⟨

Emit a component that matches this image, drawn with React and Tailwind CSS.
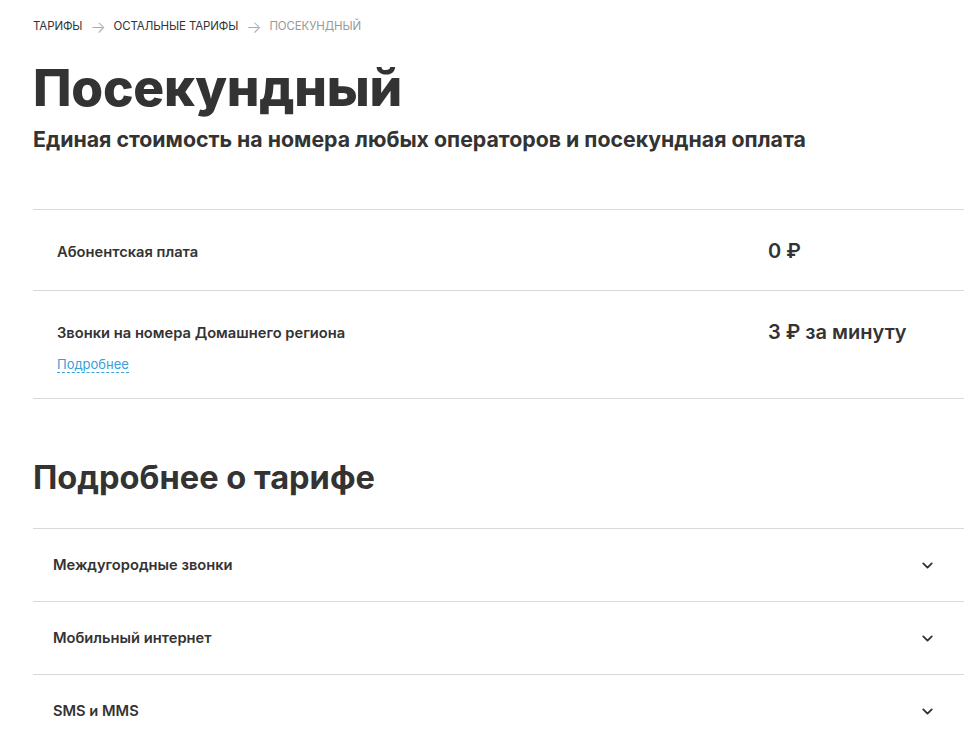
import React from "react";
import { ChevronDown } from "lucide-react";

const font = { fontFamily: "Inter, 'Noto Sans', sans-serif" };

const Breadcrumbs = () => (
  <div className="flex items-center gap-[8px] text-[11.5px] uppercase leading-none tracking-[-0.01em]">
    <span className="text-[#333]">Тарифы</span>
    <span className="text-[#aaa] text-[16px] font-light">→</span>
    <span className="text-[#333]">Остальные тарифы</span>
    <span className="text-[#aaa] text-[16px] font-light">→</span>
    <span className="text-[#999]">Посекундный</span>
  </div>
);

const PriceRow = ({ label, value, link }) => (
  <div className={"flex border-b border-[#d9d9d9] pl-[24px] pt-[32px] " + (link ? "pb-[25px]" : "pb-[28px]")}>
    <div className="flex-1">
      <div className="text-[14.7px] font-semibold text-[#333] leading-[20px]">{label}</div>
      {link && (
        <a className="mt-[13px] block w-fit text-[13px] leading-[16px] text-[#3aa0d8] border-b border-dashed border-[#3aa0d8]">
          {link}
        </a>
      )}
    </div>
    <div className="w-[196px] text-[20px] font-semibold text-[#333] leading-[20px] -mt-[1px]">{value}</div>
  </div>
);

const AccordionRow = ({ title }) => (
  <div className="flex h-[73px] items-center justify-between border-b border-[#d9d9d9] pl-[20px] pr-[28px]">
    <span className="text-[14.7px] font-semibold text-[#333]">{title}</span>
    <ChevronDown size={17} strokeWidth={2.6} className="text-[#333]" />
  </div>
);

export default function App() {
  return (
    <div className="min-h-screen bg-white pl-[33px] pr-[7px] pt-[19px]" style={font}>
      <Breadcrumbs />
      <h1 className="mt-[22px] text-[51.5px] font-extrabold leading-[60px] text-[#333] tracking-[-0.005em]">
        Посекундный
      </h1>
      <p className="mt-[9px] text-[21.3px] font-bold leading-[26px] text-[#333]">
        Единая стоимость на номера любых операторов и посекундная оплата
      </p>

      <div className="mt-[57px] border-t border-[#d9d9d9]">
        <PriceRow label="Абонентская плата" value="0 ₽" />
        <PriceRow label="Звонки на номера Домашнего региона" value="3 ₽ за минуту" link="Подробнее" />
      </div>

      <h2 className="mt-[58px] text-[32.6px] font-bold leading-[40px] text-[#333]">Подробнее о тарифе</h2>

      <div className="mt-[31px] border-t border-[#d9d9d9]">
        <AccordionRow title="Междугородные звонки" />
        <AccordionRow title="Мобильный интернет" />
        <AccordionRow title="SMS и MMS" />
      </div>
    </div>
  );
}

⟩

Without the pictures, retype the whole of the material above exactly.

[Solution to this exercise]
Emit a component that matches this image, drawn with React and Tailwind CSS.
import React from "react";
import { ChevronDown } from "lucide-react";

const font = { fontFamily: "Inter, 'Noto Sans', sans-serif" };

const Breadcrumbs = () => (
  <div className="flex items-center gap-[8px] text-[11.5px] uppercase leading-none tracking-[-0.01em]">
    <span className="text-[#333]">Тарифы</span>
    <span className="text-[#aaa] text-[16px] font-light">→</span>
    <span className="text-[#333]">Остальные тарифы</span>
    <span className="text-[#aaa] text-[16px] font-light">→</span>
    <span className="text-[#999]">Посекундный</span>
  </div>
);

const PriceRow = ({ label, value, link }) => (
  <div className={"flex border-b border-[#d9d9d9] pl-[24px] pt-[32px] " + (link ? "pb-[25px]" : "pb-[28px]")}>
    <div className="flex-1">
      <div className="text-[14.7px] font-semibold text-[#333] leading-[20px]">{label}</div>
      {link && (
        <a className="mt-[13px] block w-fit text-[13px] leading-[16px] text-[#3aa0d8] border-b border-dashed border-[#3aa0d8]">
          {link}
        </a>
      )}
    </div>
    <div className="w-[196px] text-[20px] font-semibold text-[#333] leading-[20px] -mt-[1px]">{value}</div>
  </div>
);

const AccordionRow = ({ title }) => (
  <div className="flex h-[73px] items-center justify-between border-b border-[#d9d9d9] pl-[20px] pr-[28px]">
    <span className="text-[14.7px] font-semibold text-[#333]">{title}</span>
    <ChevronDown size={17} strokeWidth={2.6} className="text-[#333]" />
  </div>
);

export default function App() {
  return (
    <div className="min-h-screen bg-white pl-[33px] pr-[7px] pt-[19px]" style={font}>
      <Breadcrumbs />
      <h1 className="mt-[22px] text-[51.5px] font-extrabold leading-[60px] text-[#333] tracking-[-0.005em]">
        Посекундный
      </h1>
      <p className="mt-[9px] text-[21.3px] font-bold leading-[26px] text-[#333]">
        Единая стоимость на номера любых операторов и посекундная оплата
      </p>

      <div className="mt-[57px] border-t border-[#d9d9d9]">
        <PriceRow label="Абонентская плата" value="0 ₽" />
        <PriceRow label="Звонки на номера Домашнего региона" value="3 ₽ за минуту" link="Подробнее" />
      </div>

      <h2 className="mt-[58px] text-[32.6px] font-bold leading-[40px] text-[#333]">Подробнее о тарифе</h2>

      <div className="mt-[31px] border-t border-[#d9d9d9]">
        <AccordionRow title="Междугородные звонки" />
        <AccordionRow title="Мобильный интернет" />
        <AccordionRow title="SMS и MMS" />
      </div>
    </div>
  );
}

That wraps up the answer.